French naval commandos detained two Greenpeace ships yesterday near the French nuclear test site in the South Pacific and arrested two divers who had reached the test platform in Mururoa lagoon.

A group of 19 commandos stormed the Rainbow Warrior II after the French navy warned the Greenpeace vessel not to proceed any further into the 12-mile military exclusion zone around Mururoa. They used blow torches to cut into the barricaded wheelhouse, in a virtual repetition of the last French action against the vessel in July.

Commandos dropped from helicopters on to Rainbow Warrior's sister ship, Greenpeace, after a helicopter based on the vessel allegedly breached the zone. Nine inflatable dinghies launched by the two ships in an effort to disrupt France's planned series of underground nuclear tests were also seized. The French authorities said both vessels would be towed to an island more than 350 miles away, where all 56 people on board would be held for at least 48 hours.

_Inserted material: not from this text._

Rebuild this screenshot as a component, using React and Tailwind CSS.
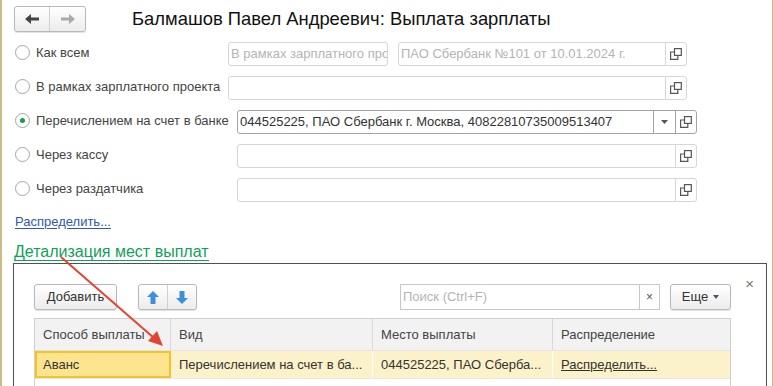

Thomas Shultz, the nuclear campaigns co-ordinator for Greenpeace International, said in Papeete, the capital of French Polynesia, from where the Greenpeace vessels had sailed a fortnight ago: "The engines of Rainbow Warrior II have been stopped. She appears to be dead in the water.

Her crew of 16 have all been arrested except the skipper, John Castles, who has barricaded himself in the crow's nest and is maintaining contact with the Zodiacs [inflatable dinghies] by radio." Three Zodiacs entered the lagoon under darkness inside the coral atoll at Mururoa where the French are preparing to conduct the first of seven or eight underground nuclear tests.

He said: "Greenpeace has issued a warning to the French navy that we have divers in the water and that the tests should be stopped immediately."

Vice-Admiral Philippe Euvert, the French armed forces commander in the South Pacific, said: "Everyone has been held, and all the dinghies". He did not think Greenpeace could "mount any more actions". On Thursday he warned Greenpeace that if it sent divers into the Mururoa lagoon the French military might regard it as a hostile act and open fire.